Big Brother’s looking for trouble in Greece

As if a raft of new taxes, cuts in allowances and benefits, and austerity measures weren’t bad enough, Greeks are now facing a new threat from the tax authorities.

Cash ‘under the mattress’ totaling more than 15,000 euro[s], jewelry and other valuable items such as diamonds and gemstones, should be declared to electronic system of tax authorities, Taxisnet, as of 1. January 2016. Next to properties and vehicles and shares, now the taxpayers will also have to declare their deposits. And not only that. They will have to fill if they rent bank lockers and if yes, also the name of the bank and the branch, even if abroad.

A joint ministerial decision issued by the Ministries of Justice and Finance indicates that taxpayers in Greece should add all their valuables into a new category of the tax declaration, the “Assets declaration.”

. . .

Note that this Assets declaration process will initially apply to lawmakers, journalists, public servants etc and is the rehearsal for the creation of the electronic property & assets register that will be extended to all taxpayers.

The new assets declaration form has a total of 56 pages.

The decision has been taken “in the context of support and development of the economy,” the ministers state.

There’s more at the link.

I can see this going down like a lead balloon.  There can only be one reason why the tax authorities want this information – so they can tax you on your accumulated assets, particularly if you’ve accumulated more assets than you could reasonably have afforded on your declared taxable income.  Cue massive, population-wide civil disobedience in 3 . . . 2 . . . 1 . . .

Can you just imagine the fun if a US administration tried to implement something similar?  After all, the new restrictions on so-called ‘assault rifles’ have seen a greater-than-80% rate of civil disobedience in New York and Connecticut, including from many of the cops who are supposed to implement them.  This would be far, far worse.  As far as I’m concerned, what I own is my business and no-one else’s.  I’ve paid tax on the income I used to buy it, and that’s the last that any tax agency needs to know about it.  What’s the accounting symbol for “Go pound sand“?
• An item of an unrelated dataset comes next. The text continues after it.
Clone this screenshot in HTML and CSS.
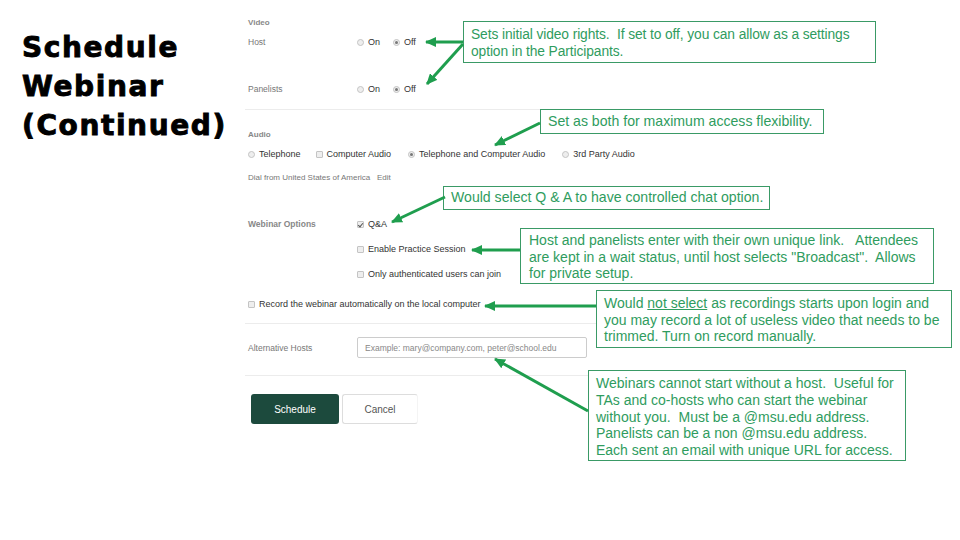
FILE: index.html
```html
<!DOCTYPE html>
<html>
<head>
<meta charset="utf-8">
<link rel="stylesheet" href="styles.css">
</head>
<body>
<div class="slide">
  <div class="title-col">
    <h1 class="title">Schedule<br>Webinar<br>(Continued)</h1>
  </div>
  <div class="form">
    <div class="row sect r-video">Video</div>
    <div class="row r-host">
      <span class="label">Host</span>
      <span class="opt"><i class="radio"></i>On</span>
      <span class="opt"><i class="radio on"></i>Off</span>
    </div>
    <div class="row r-pan">
      <span class="label">Panelists</span>
      <span class="opt"><i class="radio"></i>On</span>
      <span class="opt"><i class="radio on"></i>Off</span>
    </div>
    <div class="divider d1"></div>
    <div class="row sect r-audio">Audio</div>
    <div class="row r-aopts">
      <span class="opt o-tel"><i class="radio"></i>Telephone</span>
      <span class="opt o-comp"><i class="check"></i>Computer Audio</span>
      <span class="opt o-both"><i class="radio on"></i>Telephone and Computer Audio</span>
      <span class="opt"><i class="radio"></i>3rd Party Audio</span>
    </div>
    <div class="row dial r-dial">Dial from United States of America&nbsp;&nbsp; Edit</div>
    <div class="row r-w1">
      <span class="label bold">Webinar Options</span>
      <span class="opt"><i class="check on"></i>Q&amp;A</span>
    </div>
    <div class="row r-w2 indent">
      <span class="opt"><i class="check"></i>Enable Practice Session</span>
    </div>
    <div class="row r-w3 indent">
      <span class="opt"><i class="check"></i>Only authenticated users can join</span>
    </div>
    <div class="row r-rec">
      <span class="opt"><i class="check"></i>Record the webinar automatically on the local computer</span>
    </div>
    <div class="divider d2"></div>
    <div class="row r-alt">
      <span class="label">Alternative Hosts</span>
      <span class="input">Example: mary@company.com, peter@school.edu</span>
    </div>
    <div class="divider d3"></div>
    <div class="buttons">
      <span class="btn primary">Schedule</span>
      <span class="btn secondary">Cancel</span>
    </div>
  </div>

  <div class="callout c1">Sets initial video rights.  If set to off, you can allow as a settings<br>option in the Participants.</div>
  <div class="callout c2">Set as both for maximum access flexibility.</div>
  <div class="callout c3">Would select Q &amp; A to have controlled chat option.</div>
  <div class="callout c4">Host and panelists enter with their own unique link.   Attendees<br>are kept in a wait status, until host selects "Broadcast".  Allows<br>for private setup.</div>
  <div class="callout c5">Would <u>not select</u> as recordings starts upon login and<br>you may record a lot of useless video that needs to be<br>trimmed. Turn on record manually.</div>
  <div class="callout c6">Webinars cannot start without a host.  Useful for<br>TAs and co-hosts who can start the webinar<br>without you.  Must be a @msu.edu address.<br>Panelists can be a non @msu.edu address.<br>Each sent an email with unique URL for access.</div>

  <svg class="arrows" width="960" height="540" viewBox="0 0 960 540">
    <defs>
      <marker id="ah" markerUnits="userSpaceOnUse" markerWidth="12" markerHeight="10" refX="10" refY="5" orient="auto">
        <path d="M0,0 L11,5 L0,10 Z" fill="#1f9e4e"/>
      </marker>
    </defs>
    <g stroke="#1f9e4e" stroke-width="3" fill="none" marker-end="url(#ah)">
      <line x1="463" y1="42" x2="426" y2="42"/>
      <line x1="463" y1="44" x2="427" y2="84"/>
      <line x1="540" y1="123" x2="495" y2="145"/>
      <line x1="445" y1="197" x2="392" y2="222"/>
      <line x1="520" y1="250" x2="472" y2="250"/>
      <line x1="596" y1="306" x2="485" y2="306"/>
      <line x1="588" y1="411" x2="495" y2="359"/>
    </g>
  </svg>
</div>
</body>
</html>
```
FILE: styles.css
```css
* { box-sizing: border-box; }
html, body { margin: 0; padding: 0; background: #fff; }
.slide {
  position: relative;
  width: 960px;
  height: 540px;
  overflow: hidden;
  display: flex;
  align-items: flex-start;
  font-family: "Liberation Sans", Arial, sans-serif;
}
.title-col {
  width: 245px;
  flex: none;
  padding: 28px 0 0 22px;
}
.title {
  margin: 0;
  font-family: "DejaVu Sans", sans-serif;
  font-weight: bold;
  font-size: 28px;
  letter-spacing: 1.6px;
  line-height: 39px;
  color: #000;
  -webkit-text-stroke: 0.9px #000;
}
.form {
  width: 400px;
  flex: none;
  padding-top: 16px;
  display: flex;
  flex-direction: column;
  font-size: 9px;
  color: #333;
}
.row {
  display: flex;
  align-items: center;
  padding-left: 3px;
  white-space: nowrap;
}
.label {
  width: 109px;
  flex: none;
  color: #777;
  font-size: 8.5px;
}
.label.bold { font-weight: bold; color: #888; }
.sect { height: 12px; color: #888; font-weight: bold; font-size: 8px; }
.indent { padding-left: 112px; }
.opt {
  display: inline-flex;
  align-items: center;
  flex: none;
  white-space: nowrap;
  gap: 4px;
  margin-right: 13px;
  color: #333;
}
.radio, .check {
  display: inline-block;
  width: 7px;
  height: 7px;
  border: 1px solid #c4c4c4;
  background: #eee;
  flex: none;
  position: relative;
}
.radio { border-radius: 50%; }
.check { border-radius: 1px; }
.radio.on::after {
  content: "";
  position: absolute;
  left: 1px; top: 1px;
  width: 3px; height: 3px;
  border-radius: 50%;
  background: #777;
}
.check.on::after {
  content: "";
  position: absolute;
  left: 1px; top: 0px;
  width: 2px; height: 4px;
  border-right: 1px solid #555;
  border-bottom: 1px solid #555;
  transform: rotate(40deg);
}
.r-host { margin-top: 4px; height: 20px; }
.r-pan { margin-top: 27px; height: 20px; }
.divider { height: 1px; background: #ececec; }
.d1 { margin-top: 10px; }
.r-audio { margin-top: 18px; }
.r-aopts { margin-top: 6px; height: 16px; }
.o-tel { margin-right: 15px; }
.o-comp { margin-right: 17px; }
.o-both { margin-right: 17px; }
.dial { margin-top: 9px; height: 12px; color: #777; font-size: 8px; }
.r-w1 { margin-top: 31px; height: 20px; }
.r-w2 { margin-top: 5px; height: 20px; }
.r-w3 { margin-top: 5px; height: 20px; }
.r-rec { margin-top: 10px; height: 20px; }
.d2 { margin-top: 9px; }
.r-alt { margin-top: 13px; height: 21px; }
.input {
  width: 230px;
  height: 21px;
  border: 1px solid #ccc;
  border-radius: 2px;
  padding-left: 7px;
  display: flex;
  align-items: center;
  color: #888;
  font-size: 8.5px;
}
.d3 { margin-top: 17px; width: 345px; }
.buttons {
  margin-top: 18px;
  padding-left: 6px;
  display: flex;
  gap: 3px;
}
.btn {
  height: 30px;
  display: flex;
  align-items: center;
  justify-content: center;
  font-size: 10px;
  border-radius: 3px;
}
.primary { width: 88px; background: #1c4a3d; color: #fff; }
.secondary { width: 76px; background: #fff; color: #555; border: 1px solid #ddd; border-right-color: #f4f4f4; }

.callout {
  position: absolute;
  border: 1.5px solid #3a9a66;
  color: #2f9c5e;
  background: #fff;
  white-space: pre;
  line-height: 17px;
  font-size: 14px;
  padding: 4px 0 0 7px;
}
.c1 { left: 463px; top: 21px; width: 413px; height: 42px; font-size: 13.8px; letter-spacing: -0.1px; }
.c2 { left: 540px; top: 109px; width: 284px; height: 25px; font-size: 14.1px; padding-top: 3px; }
.c3 { left: 443px; top: 186px; width: 327px; height: 24px; font-size: 14.1px; padding-top: 2px; }
.c4 { left: 520px; top: 228px; width: 414px; height: 56px; line-height: 16.5px; padding: 3px 0 0 8px; }
.c5 { left: 596px; top: 290px; width: 356px; height: 58px; line-height: 16.5px; padding: 4px 0 0 7px; }
.c6 { left: 588px; top: 370px; width: 318px; height: 91px; line-height: 16.8px; padding: 4px 0 0 7px; }
.callout u { text-decoration-thickness: 1px; }
.arrows { position: absolute; left: 0; top: 0; pointer-events: none; }
```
  1. I can't imagine much compliance with this. I wonder, would you get taxed on these items each and every year you own them? If so, it wouldn't take long for the taxes to surpass the amount of purchase.

    Trying that over here would likely get the IRS disbanded. Either through government action or through a more violent citizen action.

  2. Remember what happened in Spain when they went off the peso? Over a billion dollars were 'converted' out of mattresses and 'other' locations…

  3. In Missouri you have to pay taxes on your personal property every year. Your vehicles, licensed or not, tractors, farm equipment, aircraft, rvs, trailers, every head of livestock, every bushel of grain, any boats or watercraft, motorcycles and go-carts. It's quite the list. They send you a form every year to fill out. If you lie or don't pay they send men with rifles to take your stuff and sell it to someone who will pay taxes on it.

    Cue the Lee Greenwood and sing it with me now "….and I'm proud to be an American where at least I know I'm free…"

  4. And then every year, tax a percentage of your savings, retirement, etc, until every cent has been confiscated. What a great idea. Not!

  5. I _think_ this kind of accumulation of cash is also illegal in Spain. It basically enters the game if you're caught for other reasons (blood crimes, major tax evasion…). I don't know where the limit's at, though, sorry. I can ask, if you're really curious.

    IF the system's similar, it could well be a) an imposition from some kind of treaty in the EU and…

    b) There's a bunch of laws (at least in Spain; I have similar hunches from the whole EU Mediterranean) that are, by and large, ignored in plain view, daily. Until you step beyond a certain point (by and large, points that are also big crimes in the States; have to admit that sometimes someone goes off). Then you'll have "So and so many years for drug traffic, So and so for drug stashes, So many for crimes against public health, So many for illegal guns…" and then you reach "so many for undeclared profits. So many for undeclared cash in premises…". They're also felonies that, on their own, carry a mark but no jail time. On their own. When the whole book falls on you, things go from some years to decades.

    Mind you, it still has more holes than Emmental cheese, but…

    Take care.

  6. Given the % of Greeks who cheat on their taxes (variously estimated between 40% and 90% that I can find), this seems long overdue…

  7. Anon, what came before? Do people cheat because the government turns on them or does the government turn on them because they cheat?

    Cheating on taxes… Define. And add some Mediterranean salt on that. Does that mean trying to skim on VAT for a fridge or does that mean taking on unemployment benefits while having a job?

    IF 90% of Greeks are seriously cheating on their taxes that makes it _this_ short of legitimate.